Anggota Dewan Pakar Dewan Pemerhati Kehutanan dan Lingkungan Tatar Suda (DPKLTS) Sobirin Supardiono mengungkapkan, jika rencana ini dilanjutkan bukan hanya akan hilangnya 250 hekter kawasan hijau di Tangkuban Parahu tetapi juga tercederainya Kawasan Bandung Utara (KBU) secara keseluruhan,”jika kebijakan ini lolos, nantinya akan diteruskan injak sana-knjak sini di kawasan hutan lindung lain,”ujarnya.
Hentikan Semua Kegiatan
Gubernur Jawa barat Ahmad Heryawan memerintahkan PT. Graha Rani Putra Persada (GRPP) menghentikan seluruh kegiatannya di kawasan Gunung Tangkuban Parahu. Gubernur meminta yang bersangkutan agar memproses perijinan sesuai dengan peraturan dan mekanisme yang ditetapkan.

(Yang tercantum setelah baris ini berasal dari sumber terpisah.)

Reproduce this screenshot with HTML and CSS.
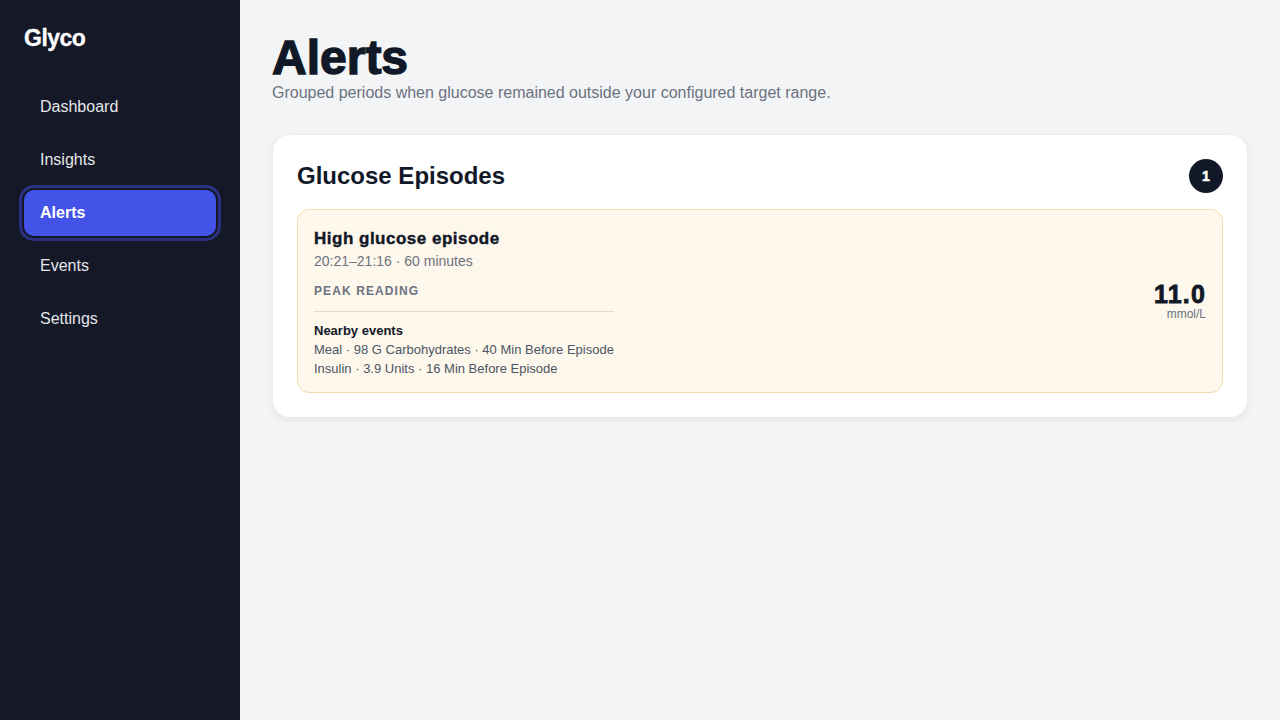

Permintaan penghentian tersebut ditegaskan dalam Surat Keputusan (SK) Gubernur Jawa Barat Nomor: 912/Kep.1478-Hukham/2009 tertanggal 6 Oktober 2009. Gubernur memerintahkan agar Kepala Satuan Pamong Praja (Satpol PP) Jawa Barat Untuk mengawal proses ini.
‘SK Gubernur itu berlaku hari Selasa, 6 Oktober 2009, untuk mengamankan SK itu saya minta kepada Satpol PP Jawa Barat untuk malaksanakan segala hal yang diperlukan. Surat perintah untuk Satpol PP sudah saya buat. SK ini dikeluarkan untuk mengamankan kawasan hutan. Intinya kawasan yang sudah hijau harus kita pertahankan dan yang kritis kita rehabilitasi,’ katanya.
Lebih lanjut Hermawan menegaskan lahirnya SK tersebut justru untuk mengembalikan prosedur yang benar sesuai dengan peraturan karena selama ini ijin yang dikantongi GRPP cacat hukum. Apalagi hasil kajian Tim Rekomendasi Penataan Ruang Daerah Provinsi Jawa Barat tertanggal 2 Oktober 2009 merekomendasikan penegakan hukum atas pelanggaran hukum yang dilakukan PT. GRPP di kawasan Gunung Tangkuban Parahu Kabupaten Bandung Barat.
‘Ijin yang dimiliki PT. GRPP bertentangan dengan peraturan, bahkan Kempen Kehutanan Nomor: 446/Kpts-II/1996 tentang tatacara permohonan, pemberian dan pencabutan ijin pengusahaan parawisata hutan,’ujar politisi Partai Keadilan Sejahtera itu.
Dalam SK tersebut diputuskan 4 hal penting, yakni (1) Menghentikan sementara kegiatan pembangunan oleh PT GRPP; (2) Mewajibkan PT GRPP untuk memproses perijinan pemanfaatan ruang di kawasan Gunung Tangkuban Perahu sesuai dengan peraturan; (3) Bila PT GRPP tidak melaksanakan ketentuan poin 2, maka PT GRPP akan dikenakan sanksi sesuai dengan ketentuan peraturan dan perundangan; dan (4) Segala akibat yang timbul dari proses penghentian sementara kegiatan pembangunan di kawasan Gunung Tangkuban Parahu menjadi tanggungjawab PT GRPP.
Selain itu, Gubernur juga meminta Kepala Satpol PP untuk melakukan koordinasi dengan Pemkab Bandung Barat, Pemkab Subang dan Tim Koordinasi Penataan ruang Daerah Propinsi Jabar serta instansi terkait. Adapun laporan dari pelaksanaan surat perintah tersebut agar segera disampaikan kepada Wakil Gubernur Jawa Barat selaku Ketua Tim Koordinasi Penataan Ruang Daerah Propinsi Jawa Barat.
PT GRPP ditunjuk Menteri Kehutanan untuk mengelola Tangkuban Perahu selama 30 tahun. Ijin yang dikeluarkan Menteri Kehutanan dinilai menyalahi aturan, pengelolaan ekowisata dinilai kamuflase untuk melakukan komersialisasi lahan. Selain itu, SK Menteri dinilai salah karena belum ada rekomendasi dari Gubernur Jawa Barat.